Given instruction
Copy out every line exactly, passing over the pictures.

[START OF Information supplied]

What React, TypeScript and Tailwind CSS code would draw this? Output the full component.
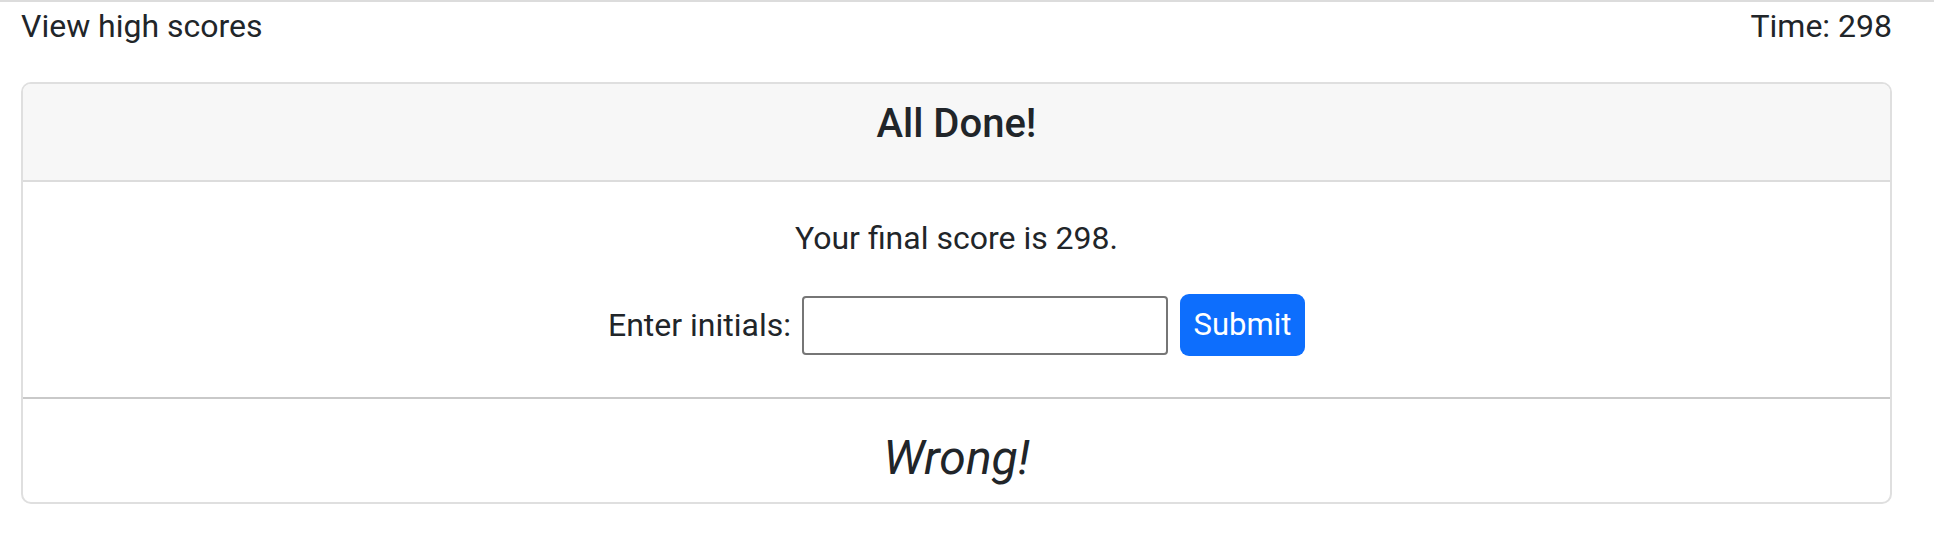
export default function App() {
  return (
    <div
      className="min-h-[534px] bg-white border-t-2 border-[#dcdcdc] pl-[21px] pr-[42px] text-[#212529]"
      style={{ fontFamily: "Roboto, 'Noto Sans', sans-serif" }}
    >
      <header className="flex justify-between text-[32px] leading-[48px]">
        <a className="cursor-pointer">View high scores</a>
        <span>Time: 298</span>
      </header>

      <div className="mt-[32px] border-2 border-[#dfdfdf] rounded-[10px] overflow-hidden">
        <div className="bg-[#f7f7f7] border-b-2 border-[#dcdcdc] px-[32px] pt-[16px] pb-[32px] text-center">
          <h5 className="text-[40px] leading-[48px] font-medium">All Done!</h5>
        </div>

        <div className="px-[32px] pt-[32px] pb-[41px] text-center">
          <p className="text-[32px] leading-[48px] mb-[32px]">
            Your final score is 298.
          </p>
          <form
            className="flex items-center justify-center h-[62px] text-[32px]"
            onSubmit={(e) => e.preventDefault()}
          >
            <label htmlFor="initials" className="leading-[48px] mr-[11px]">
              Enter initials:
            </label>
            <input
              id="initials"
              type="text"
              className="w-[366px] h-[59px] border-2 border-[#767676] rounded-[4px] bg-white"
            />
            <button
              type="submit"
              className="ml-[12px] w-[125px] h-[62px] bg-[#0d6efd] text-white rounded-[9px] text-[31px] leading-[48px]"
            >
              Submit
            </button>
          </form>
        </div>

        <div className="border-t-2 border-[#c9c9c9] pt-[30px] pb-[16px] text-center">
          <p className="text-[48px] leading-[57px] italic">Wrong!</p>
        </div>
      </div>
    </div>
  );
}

[END OF Information supplied]

Reply to the task
What React, TypeScript and Tailwind CSS code would draw this? Output the full component.
export default function App() {
  return (
    <div
      className="min-h-[534px] bg-white border-t-2 border-[#dcdcdc] pl-[21px] pr-[42px] text-[#212529]"
      style={{ fontFamily: "Roboto, 'Noto Sans', sans-serif" }}
    >
      <header className="flex justify-between text-[32px] leading-[48px]">
        <a className="cursor-pointer">View high scores</a>
        <span>Time: 298</span>
      </header>

      <div className="mt-[32px] border-2 border-[#dfdfdf] rounded-[10px] overflow-hidden">
        <div className="bg-[#f7f7f7] border-b-2 border-[#dcdcdc] px-[32px] pt-[16px] pb-[32px] text-center">
          <h5 className="text-[40px] leading-[48px] font-medium">All Done!</h5>
        </div>

        <div className="px-[32px] pt-[32px] pb-[41px] text-center">
          <p className="text-[32px] leading-[48px] mb-[32px]">
            Your final score is 298.
          </p>
          <form
            className="flex items-center justify-center h-[62px] text-[32px]"
            onSubmit={(e) => e.preventDefault()}
          >
            <label htmlFor="initials" className="leading-[48px] mr-[11px]">
              Enter initials:
            </label>
            <input
              id="initials"
              type="text"
              className="w-[366px] h-[59px] border-2 border-[#767676] rounded-[4px] bg-white"
            />
            <button
              type="submit"
              className="ml-[12px] w-[125px] h-[62px] bg-[#0d6efd] text-white rounded-[9px] text-[31px] leading-[48px]"
            >
              Submit
            </button>
          </form>
        </div>

        <div className="border-t-2 border-[#c9c9c9] pt-[30px] pb-[16px] text-center">
          <p className="text-[48px] leading-[57px] italic">Wrong!</p>
        </div>
      </div>
    </div>
  );
}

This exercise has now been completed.